General Mark A. Welsh, III, Chief of Staff of the US Air Force, addresses Air Command and Staff College class of 2016 at Wood auditorium, April 13, 2016. (Melanie Rodgers Cox/U.S. Air Force)

WASHINGTON — U.S. airstrikes against terrorist groups in Afghanistan will be increased as part of the expanded role that President Barack Obama authorized last week for U.S. forces fighting there, Air Force Gen. Mark Welsh said Wednesday.

Since Obama announced the end of combat operations in Afghanistan in late 2014, the U.S. military’s role there has focused on training and advising Afghan security forces. U.S. airpower became limited in its rules of engagement, taking a defensive role that included aiding American or Afghan troops.

“The air was there as an emergency measure, essentially,” Welsh, the Air Force chief of staff, told reporters Wednesday at a Washington, D.C. breakfast. “This new role is to help shape the battlespace a little bit more.”
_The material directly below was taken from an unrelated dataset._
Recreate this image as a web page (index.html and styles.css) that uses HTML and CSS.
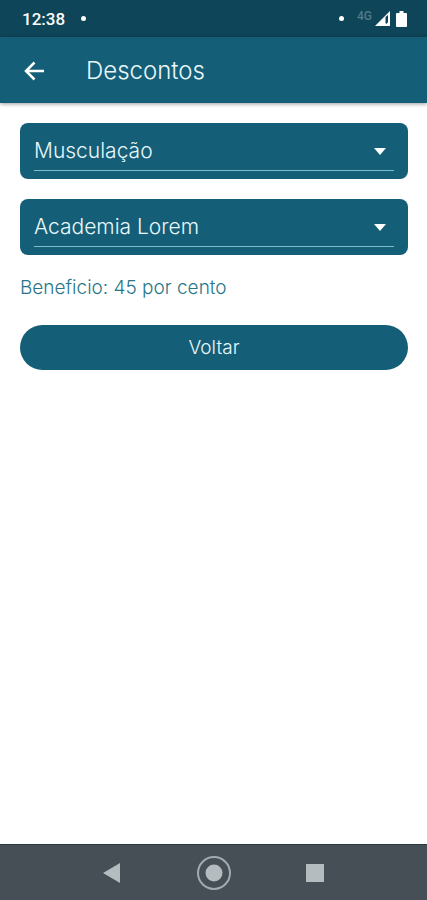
FILE: index.html
```html
<!DOCTYPE html>
<html lang="pt-BR">
<head>
<meta charset="utf-8">
<meta name="viewport" content="width=device-width, initial-scale=1">
<title>Descontos</title>
<link rel="stylesheet" href="styles.css">
</head>
<body>
<div class="status">
  <span class="clock">12:38</span>
  <span class="dot"></span>
  <span class="spacer"></span>
  <span class="dot"></span>
  <span class="network">4G</span>
  <svg class="signal" width="15" height="15" viewBox="0 0 15 15" aria-hidden="true"><path d="M0 15 15 0V15Z" fill="#fff"/><path d="M10.500 6 13 4V11L11.500 13 10.500 12Z" fill="#0e4558"/></svg>
  <svg class="battery" width="11" height="16" viewBox="0 0 11 16" aria-hidden="true"><path d="M3.5 0h4v2H10a1 1 0 0 1 1 1v12a1 1 0 0 1-1 1H1a1 1 0 0 1-1-1V3a1 1 0 0 1 1-1h2.500Z" fill="#fff"/></svg>
</div>
<header class="appbar">
  <button class="back" type="button" aria-label="Voltar">
    <svg width="20" height="20" viewBox="0 0 20 20" fill="none" stroke="#fff" stroke-width="2.500"><path d="M10.500 1.500 2 10l8.500 8.500M2 10h18"/></svg>
  </button>
  <h1 class="title">Descontos</h1>
</header>
<main class="content">
  <div class="field">
    <select class="select" aria-label="Categoria"><option>Musculação</option></select>
    <svg class="caret" width="12" height="7" viewBox="0 0 12 7" aria-hidden="true"><path d="M0 0h12L6 7Z" fill="#fff"/></svg>
  </div>
  <div class="field">
    <select class="select" aria-label="Estabelecimento"><option>Academia Lorem</option></select>
    <svg class="caret" width="12" height="7" viewBox="0 0 12 7" aria-hidden="true"><path d="M0 0h12L6 7Z" fill="#fff"/></svg>
  </div>
  <p class="benefit">Beneficio: 45 por cento</p>
  <button class="submit" type="button">Voltar</button>
</main>
<nav class="navbar" aria-label="Sistema">
  <button type="button" aria-label="Anterior"><svg width="34" height="34" viewBox="0 0 34 34"><path d="M7 17 24 7v20Z" fill="#b4bcc0"/></svg></button>
  <button type="button" aria-label="Início"><svg width="34" height="34" viewBox="0 0 34 34"><circle cx="17" cy="17" r="16" fill="none" stroke="#a2abaf" stroke-width="2"/><circle cx="17" cy="17" r="8.500" fill="#b4bcc0"/></svg></button>
  <button type="button" aria-label="Recentes"><svg width="34" height="34" viewBox="0 0 34 34"><path d="M8 8h18v18H8Z" fill="#b4bcc0"/></svg></button>
</nav>
</body>
</html>
```
FILE: styles.css
```css
* { box-sizing: border-box; }
body {
  margin: 0;
  min-height: 100vh;
  display: flex;
  flex-direction: column;
  background: #fff;
  font-family: Inter, "Open Sans", sans-serif;
  font-weight: 300;
}
button {
  border: 0;
  padding: 0;
  background: none;
  font: inherit;
  color: inherit;
}
svg { display: block; }
.status {
  display: flex;
  align-items: center;
  height: 37px;
  padding: 0 20px 0 22px;
  background: #0e4558;
  color: #fff;
}
.clock {
  margin-right: 16px;
  font: 500 17px/20px Roboto, sans-serif;
}
.dot {
  width: 5px;
  height: 5px;
  border-radius: 50%;
  background: #fff;
}
.spacer { flex: 1; }
.network {
  margin: 0 3px 6px 13px;
  font: 500 12px/14px Roboto, sans-serif;
  color: #4f7b8b;
}
.battery { margin-left: 6px; }
.appbar {
  display: flex;
  align-items: center;
  height: 66px;
  padding: 2px 24px 0;
  background: #145f77;
  color: #eaf7fb;
  box-shadow: 0 1px 4px rgba(0, 0, 0, 0.4);
}
.back { margin-right: 42px; }
.title {
  margin: 0;
  font-size: 24px;
  line-height: 32px;
  font-weight: 300;
}
.content {
  flex: 1;
  display: flex;
  flex-direction: column;
  padding: 20px 19px 20px 20px;
}
.field {
  position: relative;
  margin-bottom: 20px;
  padding: 8px 14px;
  border-radius: 8px;
  background: #145f77;
}
.select {
  display: block;
  appearance: none;
  width: 100%;
  height: 40px;
  padding: 0;
  border: 0;
  border-bottom: 1px solid #7dbccb;
  border-radius: 0;
  background: transparent;
  color: #eaf7fb;
  font: inherit;
  font-size: 21px;
}
.caret {
  position: absolute;
  right: 22px;
  top: 25px;
  pointer-events: none;
}
.benefit {
  margin: 0 0 24px;
  font-size: 19px;
  line-height: 26px;
  color: #287788;
}
.submit {
  height: 45px;
  border-radius: 23px;
  background: #145f77;
  color: #eaf7fb;
  font-size: 19px;
}
.navbar {
  display: flex;
  justify-content: center;
  align-items: center;
  gap: 67px;
  height: 56px;
  border-top: 1px solid #293b42;
  background: #464f55;
}
```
Welsh said the expanded authorities will help the Air Force improve response times to reports of attacks. Previously, an aircraft’s response time to an attack was affected by the approval process to launch the aircraft and the distance that it must travel.

Aircraft under the previous rules could still respond “relatively quickly. But we don’t have the same number of aircraft in Afghanistan we used to, and they are not as widely based – so response times are a little slower,” Welsh said. “That’s why you are seeing us use faster airplanes in Afghanistan than we are using in other places, because they have to cover more ground.”
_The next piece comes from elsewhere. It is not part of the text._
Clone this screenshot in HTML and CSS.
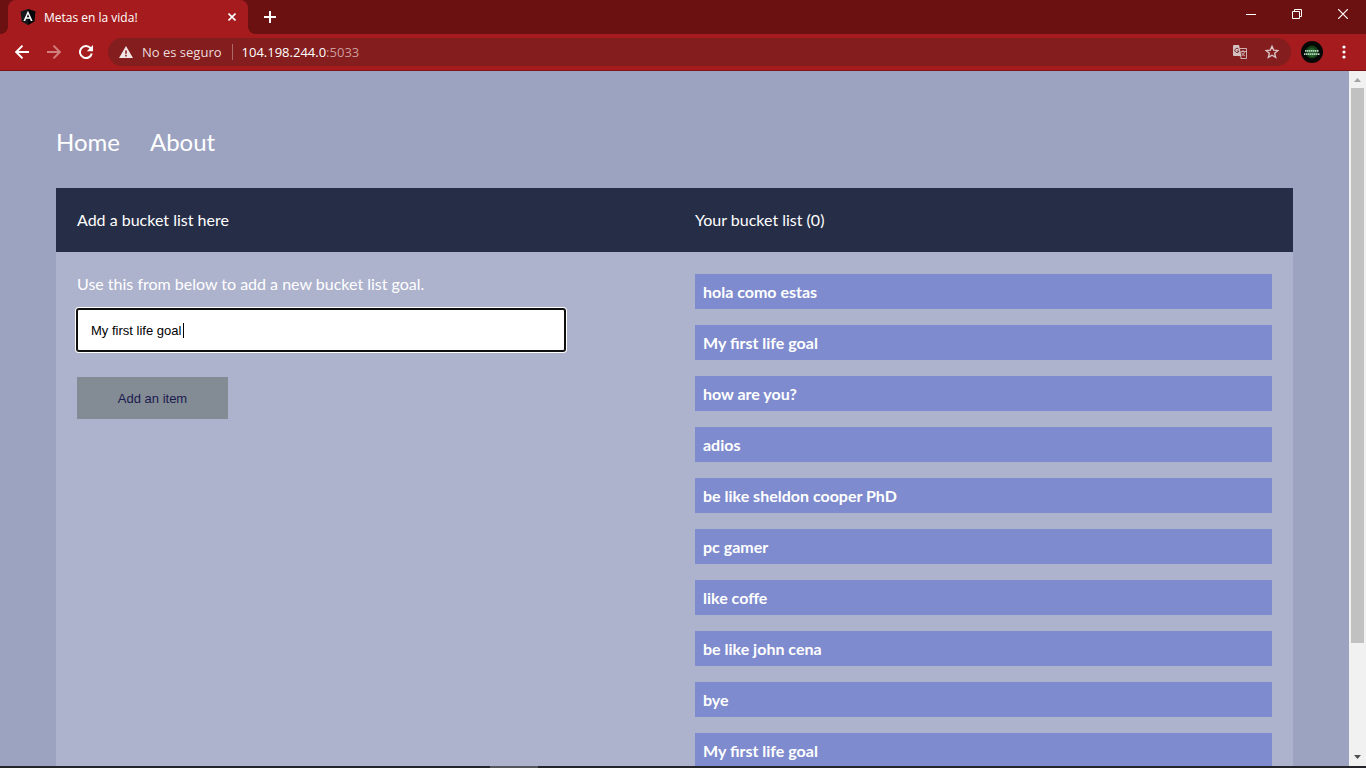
FILE: index.html
```html
<!DOCTYPE html>
<html lang="es">
<head>
<meta charset="utf-8">
<title>Metas en la vida!</title>
<link rel="stylesheet" href="styles.css">
</head>
<body>
<header class="browser">
  <div class="tab-strip">
    <div class="tab">
      <svg class="favicon" viewBox="0 0 16 16" width="16" height="16" aria-hidden="true">
        <path d="M8 0l7.4 2.6-1.1 9.8L8 16l-6.3-3.6L.6 2.6z" fill="#15181d"/>
        <path d="M8 0l7.4 2.6-1.1 9.8L8 16z" fill="#050608"/>
        <path d="M8 1.8L3.4 12h1.800l.9-2.300h3.800l.9 2.300h1.800zM8 5.100l1.300 3.100H6.700z" fill="#fff" fill-rule="evenodd"/>
      </svg>
      <span class="tab-title">Metas en la vida!</span>
      <button class="tab-close" aria-label="Cerrar pestaña"><svg viewBox="0 0 8 8" width="8" height="8"><path d="M.5.5l7 7M7.500.500l-7 7" stroke="#fff" stroke-width="1.600"/></svg></button>
    </div>
    <button class="tab-new" aria-label="Nueva pestaña"><svg viewBox="0 0 12 12" width="12" height="12"><path d="M6 0v12M0 6h12" stroke="#fff" stroke-width="2"/></svg></button>
    <div class="window-controls">
      <button aria-label="Minimizar"><svg viewBox="0 0 10 10" width="10" height="10"><path d="M0 5.500h10" stroke="#fff"/></svg></button>
      <button aria-label="Restaurar"><svg viewBox="0 0 10 10" width="10" height="10"><path d="M.5 2.500h7v7h-7zM2.500 2.500v-2h7v7h-2" fill="none" stroke="#fff"/></svg></button>
      <button aria-label="Cerrar"><svg viewBox="0 0 10 10" width="10" height="10"><path d="M0 0l10 10M10 0L0 10" stroke="#fff" stroke-width="1.200"/></svg></button>
    </div>
  </div>
  <div class="toolbar">
    <div class="nav-buttons">
      <button aria-label="Atrás"><svg viewBox="0 0 14 14" width="14" height="14"><path d="M14 7H1.500M7.500.700L1.200 7l6.300 6.300" fill="none" stroke="#fff" stroke-width="1.900"/></svg></button>
      <button aria-label="Adelante"><svg viewBox="0 0 14 14" width="14" height="14"><path d="M0 7h12.500M6.500.700L12.800 7l-6.300 6.300" fill="none" stroke="#d1807f" stroke-width="1.900"/></svg></button>
      <button aria-label="Recargar"><svg viewBox="0 0 14 14" width="14" height="14"><path d="M11.600 3.200A6 6 0 1 0 12.800 8.500" fill="none" stroke="#fff" stroke-width="2"/><path d="M14 0v6.200H7.800z" fill="#fff"/></svg></button>
    </div>
    <div class="address">
      <svg class="warning" viewBox="0 0 14 12" width="14" height="12" aria-hidden="true"><path d="M7 0l7 12H0zM6.200 4.500v3.200h1.600V4.500zM6.200 8.800v1.600h1.600V8.800z" fill="#f0e4e4" fill-rule="evenodd"/></svg>
      <span class="security">No es seguro</span>
      <span class="url">104.198.244.0<span class="port">:5033</span></span>
      <button class="translate" aria-label="Traducir"><svg viewBox="0 0 14 14" width="14" height="14"><path d="M6.500 3.500h7v10h-6" fill="none" stroke="#cdb1b2"/><path d="M0 1q0-1 1-1h5l2.500 11H1q-1 0-1-1z" fill="#d4c2c2"/><path d="M5.600 4.100A2.100 2.100 0 1 0 6 6H4" fill="none" stroke="#7d3032"/><path d="M7.500 6.500H13M10 5v1.500M11.800 6.500q-.8 3-3.300 4.500M8.500 7.500q1.200 2.500 3.500 3.500M7 11l1.800 2.500" fill="none" stroke="#cdb1b2"/></svg></button>
      <button aria-label="Añadir a marcadores"><svg viewBox="0 0 14 14" width="14" height="14"><path d="M7 1.300l1.650 3.850 4.200.4-3.200 2.750 1 4.100L7 10.200l-3.650 2.200 1-4.100-3.200-2.750 4.200-.4z" fill="none" stroke="#dac4c4" stroke-width="1.400"/></svg></button>
    </div>
    <button class="avatar" aria-label="Perfil"><svg viewBox="0 0 22 22" width="22" height="22"><circle cx="11" cy="11" r="11" fill="#050807"/><circle cx="11" cy="11" r="6.500" fill="#153d18"/><circle cx="11" cy="11.500" r="4.500" fill="#21602a"/><path d="M4 9.800h14M3 13.200h16" stroke="#b9d4bd" stroke-width="1.700" stroke-dasharray="1.500 .5"/></svg></button>
    <button class="menu" aria-label="Menú"><svg viewBox="0 0 4 14" width="4" height="14"><circle cx="2" cy="2" r="1.600" fill="#fff"/><circle cx="2" cy="7" r="1.600" fill="#fff"/><circle cx="2" cy="12" r="1.600" fill="#fff"/></svg></button>
  </div>
</header>
<div class="viewport">
  <div class="page">
    <nav class="site-nav">
      <a href="#home">Home</a>
      <a href="#about">About</a>
    </nav>
    <main class="card">
      <div class="card-head">
        <p>Add a bucket list here</p>
        <p>Your bucket list (0)</p>
      </div>
      <div class="card-body">
        <form class="goal-form">
          <label for="goal">Use this from below to add a new bucket list goal.</label>
          <div class="field">
            <input id="goal" type="text" value="My first life goal">
            <span class="caret"></span>
          </div>
          <button class="submit" type="button">Add an item</button>
        </form>
        <ul class="goals">
          <li>hola como estas</li>
          <li>My first life goal</li>
          <li>how are you?</li>
          <li>adios</li>
          <li>be like sheldon cooper PhD</li>
          <li>pc gamer</li>
          <li>like coffe</li>
          <li>be like john cena</li>
          <li>bye</li>
          <li>My first life goal</li>
        </ul>
      </div>
    </main>
  </div>
  <div class="scrollbar">
    <svg viewBox="0 0 17 17" width="17" height="17"><path d="M5 11h7L8.500 7z" fill="#a3a3a3"/></svg>
    <div class="track"><div class="thumb"></div></div>
    <svg viewBox="0 0 17 17" width="17" height="17"><path d="M5 6h7L8.500 10z" fill="#505050"/></svg>
  </div>
</div>
<div class="taskbar"><span class="task"></span></div>
</body>
</html>
```
FILE: styles.css
```css
* { box-sizing: border-box; }

body {
  display: flex;
  flex-direction: column;
  height: 100vh;
  margin: 0;
  overflow: hidden;
  font-family: Lato, sans-serif;
  font-size: 16px;
  color: #fff;
}

button {
  display: flex;
  align-items: center;
  justify-content: center;
  padding: 0;
  border: 0;
  background: none;
}

svg { display: block; flex: none; }

/* Browser frame */
.browser {
  flex: none;
  background: #a61c1e;
  border-bottom: 1px solid #7d1416;
  font-family: "Open Sans", sans-serif;
}

.tab-strip {
  display: flex;
  height: 34px;
  padding-left: 8px;
  background: #6b1112;
}

.tab {
  position: relative;
  display: flex;
  align-items: center;
  width: 240px;
  padding: 0 12px;
  border-radius: 8px 8px 0 0;
  background: #a61c1e;
}

.tab::before,
.tab::after {
  content: "";
  position: absolute;
  bottom: 0;
  width: 8px;
  height: 8px;
}

.tab::before {
  right: 100%;
  background: radial-gradient(circle at 0 0, #6b1112 8px, #a61c1e 8px);
}

.tab::after {
  left: 100%;
  background: radial-gradient(circle at 100% 0, #6b1112 8px, #a61c1e 8px);
}

.tab-title { flex: 1; margin-left: 8px; font-size: 12px; }
.tab-close { width: 8px; height: 16px; }
.tab-new { width: 28px; margin-left: 8px; }
.window-controls { display: flex; height: 28px; margin-left: auto; }
.window-controls button { width: 46px; }

.toolbar {
  display: flex;
  align-items: center;
  height: 36px;
  padding: 0 12px 0 6px;
}

.nav-buttons { display: flex; }
.nav-buttons button { width: 32px; height: 28px; }

.address {
  display: flex;
  flex: 1;
  align-items: center;
  height: 28px;
  margin: 0 10px 0 6px;
  padding: 0 11px;
  border-radius: 14px;
  background: #831d1e;
  font-size: 13px;
  line-height: 16px;
}

.security {
  margin: 0 10px 0 9px;
  color: #ecdcdc;
}

.url {
  flex: 1;
  padding-left: 9px;
  border-left: 1px solid #ad6a6b;
}

.port { color: #cd9b9c; }
.address button { width: 16px; height: 16px; }
.address .translate { margin-right: 16px; }
.avatar { width: 22px; height: 22px; }
.menu { width: 20px; height: 28px; margin-left: 11px; }

/* Page */
.viewport {
  display: flex;
  flex: 1;
  min-height: 0;
  background: #9ca3c0;
}

.page {
  flex: 1;
  padding: 55px 56px 0;
  overflow: hidden;
}

.site-nav {
  display: flex;
  gap: 30px;
  margin-bottom: 30px;
  font-size: 24px;
  line-height: 32px;
}

.site-nav a { color: #fff; text-decoration: none; }
.card { background: #adb2cd; }

.card-head,
.card-body {
  display: grid;
  grid-template-columns: 1fr 1fr;
  column-gap: 41px;
  padding: 0 21px;
}

.card-head { background: #262d47; }
.card-head p { margin: 0; line-height: 64px; }
.card-body { padding-top: 22px; padding-bottom: 22px; }
.goal-form label { display: block; line-height: 20px; }

.field {
  position: relative;
  width: 85%;
  max-width: 488px;
  margin: 15px 0 26px;
}

.field input {
  display: block;
  width: 100%;
  height: 42px;
  padding: 0 13px;
  border: 1px solid #101010;
  border-radius: 2px;
  outline: none;
  box-shadow: 0 0 0 1px #101010, 0 0 0 2px #fff;
  background: #fff;
  color: #000;
  font-family: "Liberation Sans", sans-serif;
  font-size: 13px;
}

.caret {
  position: absolute;
  top: 14px;
  left: 106px;
  width: 1px;
  height: 15px;
  background: #000;
}

.submit {
  width: 151px;
  height: 42px;
  background: #838b95;
  color: #1b1b4d;
  font-family: "Liberation Sans", sans-serif;
  font-size: 13px;
}

.goals {
  display: grid;
  gap: 16px;
  margin: 0;
  padding: 0;
  list-style: none;
}

.goals li {
  padding: 8px;
  background: #7e8bce;
  font-weight: 700;
  line-height: 19px;
}

/* Scrollbar and taskbar edge */
.scrollbar {
  display: flex;
  flex-direction: column;
  width: 17px;
  background: #f1f1f1;
}

.track { flex: 1; padding: 0 2px; }
.thumb { height: 84%; background: #c1c1c1; }
.taskbar { flex: none; height: 2px; background: #24242b; }
.task { display: block; width: 48px; height: 2px; margin-left: 490px; background: #55555c; }
```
Under the new authorities, U.S. ground and air forces in Afghanistan can conduct offensive strikes against the Taliban and other terrorist groups when they identify targets of strategic value.
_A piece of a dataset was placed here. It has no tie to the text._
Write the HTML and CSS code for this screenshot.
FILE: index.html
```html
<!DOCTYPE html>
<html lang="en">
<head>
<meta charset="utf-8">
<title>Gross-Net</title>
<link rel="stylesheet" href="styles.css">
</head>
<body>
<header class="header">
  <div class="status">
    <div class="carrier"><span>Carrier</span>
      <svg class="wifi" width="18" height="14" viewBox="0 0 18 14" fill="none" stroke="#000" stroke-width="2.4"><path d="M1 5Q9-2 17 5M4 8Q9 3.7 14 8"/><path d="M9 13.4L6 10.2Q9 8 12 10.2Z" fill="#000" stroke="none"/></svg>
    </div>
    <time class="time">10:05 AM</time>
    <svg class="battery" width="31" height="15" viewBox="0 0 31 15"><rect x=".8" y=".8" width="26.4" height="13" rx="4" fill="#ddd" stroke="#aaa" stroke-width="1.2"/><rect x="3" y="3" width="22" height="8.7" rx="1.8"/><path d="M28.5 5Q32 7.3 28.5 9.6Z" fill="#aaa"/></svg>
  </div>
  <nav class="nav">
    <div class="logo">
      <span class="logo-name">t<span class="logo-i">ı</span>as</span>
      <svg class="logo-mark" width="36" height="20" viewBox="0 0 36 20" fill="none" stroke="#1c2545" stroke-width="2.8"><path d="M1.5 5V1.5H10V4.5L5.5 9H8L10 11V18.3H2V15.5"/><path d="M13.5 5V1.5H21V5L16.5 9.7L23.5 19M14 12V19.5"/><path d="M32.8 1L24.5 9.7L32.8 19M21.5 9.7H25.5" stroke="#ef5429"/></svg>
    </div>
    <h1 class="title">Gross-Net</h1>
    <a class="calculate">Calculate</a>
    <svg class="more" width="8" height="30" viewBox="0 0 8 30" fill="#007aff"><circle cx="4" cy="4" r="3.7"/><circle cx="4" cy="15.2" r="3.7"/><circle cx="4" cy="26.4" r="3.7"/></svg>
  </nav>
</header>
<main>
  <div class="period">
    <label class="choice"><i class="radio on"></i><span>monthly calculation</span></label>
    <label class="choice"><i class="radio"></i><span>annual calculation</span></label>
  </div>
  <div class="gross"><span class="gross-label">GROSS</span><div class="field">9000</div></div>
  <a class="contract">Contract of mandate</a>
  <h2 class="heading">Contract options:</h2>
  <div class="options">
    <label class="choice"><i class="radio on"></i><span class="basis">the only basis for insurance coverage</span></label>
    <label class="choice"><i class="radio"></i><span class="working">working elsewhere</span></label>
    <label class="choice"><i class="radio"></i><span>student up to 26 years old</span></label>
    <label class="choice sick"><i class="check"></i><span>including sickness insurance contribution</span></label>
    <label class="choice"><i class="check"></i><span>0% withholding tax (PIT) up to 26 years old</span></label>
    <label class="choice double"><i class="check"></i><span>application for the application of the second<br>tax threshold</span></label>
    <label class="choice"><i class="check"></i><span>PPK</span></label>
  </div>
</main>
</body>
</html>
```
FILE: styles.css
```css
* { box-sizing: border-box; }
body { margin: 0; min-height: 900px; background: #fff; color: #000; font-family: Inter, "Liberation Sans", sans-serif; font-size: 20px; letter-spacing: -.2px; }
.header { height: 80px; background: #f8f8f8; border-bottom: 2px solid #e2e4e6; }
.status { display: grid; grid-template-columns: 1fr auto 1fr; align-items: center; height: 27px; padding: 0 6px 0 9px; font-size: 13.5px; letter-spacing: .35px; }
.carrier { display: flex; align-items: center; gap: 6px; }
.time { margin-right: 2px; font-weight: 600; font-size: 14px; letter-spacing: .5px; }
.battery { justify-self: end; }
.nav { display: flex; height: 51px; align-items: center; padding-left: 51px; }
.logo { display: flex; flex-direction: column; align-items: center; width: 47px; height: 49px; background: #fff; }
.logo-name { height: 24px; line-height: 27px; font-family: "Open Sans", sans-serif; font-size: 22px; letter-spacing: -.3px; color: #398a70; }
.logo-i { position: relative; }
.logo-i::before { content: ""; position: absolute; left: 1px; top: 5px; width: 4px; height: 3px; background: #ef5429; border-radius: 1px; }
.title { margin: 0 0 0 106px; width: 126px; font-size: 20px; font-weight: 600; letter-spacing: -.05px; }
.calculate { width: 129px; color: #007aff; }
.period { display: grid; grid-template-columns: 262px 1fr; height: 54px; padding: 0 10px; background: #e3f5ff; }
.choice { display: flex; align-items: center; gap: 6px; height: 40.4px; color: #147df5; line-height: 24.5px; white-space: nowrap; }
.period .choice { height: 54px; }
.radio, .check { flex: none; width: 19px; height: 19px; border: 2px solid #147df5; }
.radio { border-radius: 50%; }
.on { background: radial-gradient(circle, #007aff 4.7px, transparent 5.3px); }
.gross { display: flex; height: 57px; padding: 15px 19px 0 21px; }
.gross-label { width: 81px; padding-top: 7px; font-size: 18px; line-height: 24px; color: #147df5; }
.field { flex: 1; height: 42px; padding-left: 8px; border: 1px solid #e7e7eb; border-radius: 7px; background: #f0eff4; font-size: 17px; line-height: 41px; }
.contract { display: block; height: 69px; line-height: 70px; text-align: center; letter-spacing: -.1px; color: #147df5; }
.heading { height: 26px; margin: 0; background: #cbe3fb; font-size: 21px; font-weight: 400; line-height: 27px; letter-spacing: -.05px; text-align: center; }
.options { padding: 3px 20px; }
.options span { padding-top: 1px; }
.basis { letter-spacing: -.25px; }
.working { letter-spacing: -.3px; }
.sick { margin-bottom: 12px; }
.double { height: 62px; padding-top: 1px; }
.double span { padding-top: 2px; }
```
For the Air Force, Welsh said commanders can now have aircraft planned to respond to an attack or destroy a high-value target that they have identified through intelligence.

“If they can identify targets ahead of time, there’s a little more freedom for the commander to say, ‘you know, that particular group had ambushed every Afghan patrol that comes through, or, we found a bombmaker. Can we take the bomb maker out?’,” Welsh said.

Welsh said the Air Force will watch its performance in Afghanistan under the new rules of engagement to see whether there are enough aircraft there to carry out its expanded role and whether it will approach U.S. Central Command to discuss adding more.

Welsh, who has served as Air Force chief of staff for the last four years, is scheduled to retire in July and serve as the dean of the Bush School of Government and Public Policy at Texas A&M University. The Senate Armed Services Committee will hold a hearing Thursday on his nominated replacement, Vice Chief of Staff Gen. David Goldfein.